What was it like at boarding school?

I was forced to go. My mom couldn’t take care of me. I was too high maintenance as a kid. A rambunctious, belligerent, yet very mature–that’s what they said–autistic boy who played dress up and fought at school. I wouldn’t live with my dad because we didn’t get along back then. My mom knew it. So she would offer me to either go live with him or go to boarding school, knowing it meant putting me between a rock and a hard place. The first years were amazing though and I wasn’t resentful at all. But freshman and sophomore years in another school was no fun. I told my mother she had to take me back because, otherwise, I’d take legal action to emancipate myself. I came back home, but she ended up sending me to my uncle’s house to live with my cousins because she still couldn’t deal with a kid at home. And I had the best time of my life. Win win.

You once mentioned that your aunt first exposed you to the industry. Do you think you might have found your way toward film on your own?

Yes. I would have found my way to the business even if I had to run to it on a highway of razorblades or swim through a sea of shit, or drive to it in a royal blue Smart.

Your father got his start in acting after your career took off. Did your career inform his own in any way?

No. My father was already in the industry dubbing. He worked on Aladdin, for instance! He just hadn’t had the chance to break out then, even though he was already an actor and had attended many acting classes.

You talk a lot about having grown up on commercial, mainstream films like Batman and Titanic before moving onto the works of auteurs in your late teens. Do you see the kind of influence that these films have had on you when you watch one of your own?

It’s almost all I see, to be honest. The more I grow, the more I get older, the more I work… The more I start following my own path and walk my own line. But what remains imprinted in me forever, deep down, is what came first. The instincts and the reflexes that will surface or surge up when I’m on a set, or when I’m writing or editing, are the ones that I have been marked with around the ages of 7 to 10, I’d say. Batman Returns, Titanic, Silence of the Lambs, Disney movies, Matilda, Home Alone, Jumanji, etc. Films that never age. Films of no generation, no decade, no school of thought. These are movies that work, movies that leave their mark in terms of tone, storytelling and efficiency rather than in terms of fashion or genre.

I’m still intrigued by your obsession with Titanic in particular, which you’ve admitted to seeing many times in the theater. Why is that film so special?

Titanic is an impressive movie. It’s not an unfathomable mystery why it would make such an impression on an 8-year-old. Its chopper shots, its sumptuous décor, the endless sea, the exquisite costumes, the technically impeccable direction, the delightful acting, the voice over, its complete mastery of rhythm and layered narrative. It’s such a well-produced picture, so ambitious, so big, so intimidating. It literally taught me that nothing is impossible, that no dream is too crazy.

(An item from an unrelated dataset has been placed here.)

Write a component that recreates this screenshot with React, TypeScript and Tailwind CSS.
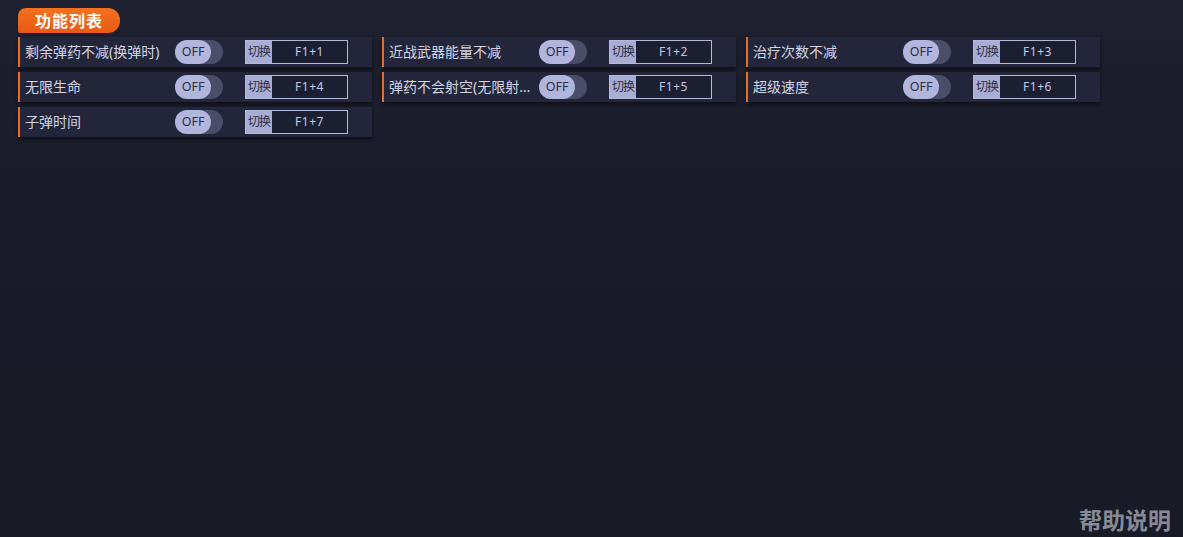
import React from 'react'

interface Cheat {
  name: string
  key: string
}

const CHEATS: Cheat[] = [
  { name: '剩余弹药不减(换弹时)', key: 'F1+1' },
  { name: '近战武器能量不减', key: 'F1+2' },
  { name: '治疗次数不减', key: 'F1+3' },
  { name: '无限生命', key: 'F1+4' },
  { name: '弹药不会射空(无限射击)', key: 'F1+5' },
  { name: '超级速度', key: 'F1+6' },
  { name: '子弹时间', key: 'F1+7' },
]

const FONT = { fontFamily: '"Noto Sans", "Noto Sans CJK SC", sans-serif' }

function Toggle() {
  return (
    <div className="relative h-[24px] w-[48px] shrink-0 rounded-full bg-[#4a4d68]">
      <div className="flex h-[24px] w-[36px] items-center justify-center rounded-full bg-[#b3b6dc] text-[12.5px] leading-[16px] text-[#2a2d44]">
        OFF
      </div>
    </div>
  )
}

function HotKey({ k }: { k: string }) {
  return (
    <div className="flex h-[24px] w-[103px] shrink-0 border border-[#b5b8dd] text-[12px] leading-[16px]">
      <div className="flex w-[26px] items-center justify-center bg-[#a9acd3] tracking-[-1px] text-[#2b2e45]">
        切换
      </div>
      <div className="flex flex-1 items-center justify-center bg-[#1c1f31] tracking-[0.5px] text-[#c3c6e4]">
        {k}
      </div>
    </div>
  )
}

function CheatRow({ cheat }: { cheat: Cheat }) {
  return (
    <div className="flex h-[30px] items-center border-l-2 border-[#f26a1b] bg-[#23263a] pl-[5px] shadow-[0_3px_4px_rgba(0,0,0,0.45)]">
      <div className="w-[150px] shrink-0 truncate pr-[6px] text-[14px] leading-[20px] text-[#d3d5e4]">
        {cheat.name}
      </div>
      <Toggle />
      <div className="w-[22px] shrink-0" />
      <HotKey k={cheat.key} />
    </div>
  )
}

export default function App() {
  return (
    <div
      style={FONT}
      className="relative h-[537px] w-[1183px] overflow-hidden bg-[linear-gradient(180deg,#1f2030_0%,#1b1d2b_25%,#181a27_60%,#181a26_100%)]"
    >
      <div className="flex flex-col pl-[18px] pt-[8px]">
        <div className="flex h-[25px] w-[102px] items-center justify-center rounded-bl-[2px] rounded-tl-[8px] rounded-r-[12px] bg-[linear-gradient(180deg,#f4711f,#e85a15)] text-[16px] font-bold leading-[20px] tracking-[1px] text-white">
          功能列表
        </div>
        <div className="mt-[4px] grid w-[1082px] grid-cols-3 gap-x-[10px] gap-y-[5px]">
          {CHEATS.map((c) => (
            <CheatRow key={c.key} cheat={c} />
          ))}
        </div>
      </div>
      <div className="absolute bottom-[3px] right-[12px] text-[23px] font-bold leading-[28px] text-[#878a96]">
        帮助说明
      </div>
    </div>
  )
}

I revisited I Killed My Mother the other day. What were the circumstances that inspired you to write that story? How did your parents, particularly your mother, receive the film?

I think it was easier for my mom to think it was just about somebody else. She said the only thing that woman and her had in common was that they were both stuck in traffic on a bridge every morning. Years later, we talked about it and she said, “When I saw the film, the first thing I said to myself was, I didn’t know he hated me that much.” But making that film, for me, was such an effort of modesty in terms of accepting what a brash, hysterical, egotistical kid I could have been and embracing the fact that I needed to be honest so the movie wouldn’t be one-dimensional. Making that movie was all about making that woman a hero and the moments mocking her are so largely outnumbered by the moments glorifying her, while demonizing him–me. So for me, it was all about saying, “Didn’t you know I loved you that much?” That movie was never a declaration of war for me. It was the exact opposite. But we see things through a self-protecting glass and reject patent truths. Oscar Wilde said that what art reflected wasn’t life, but the public itself. So I guess what we see in a movie, a painting or a photograph reflects the way we see ourselves and who we ultimately are. My mom chose to see a story of hatred and intolerance, while I chose to see a ham-fisted attempt at saying, “I love you.” Some people just saw a narcissistic endeavor to be noticed. We all have different interpretations.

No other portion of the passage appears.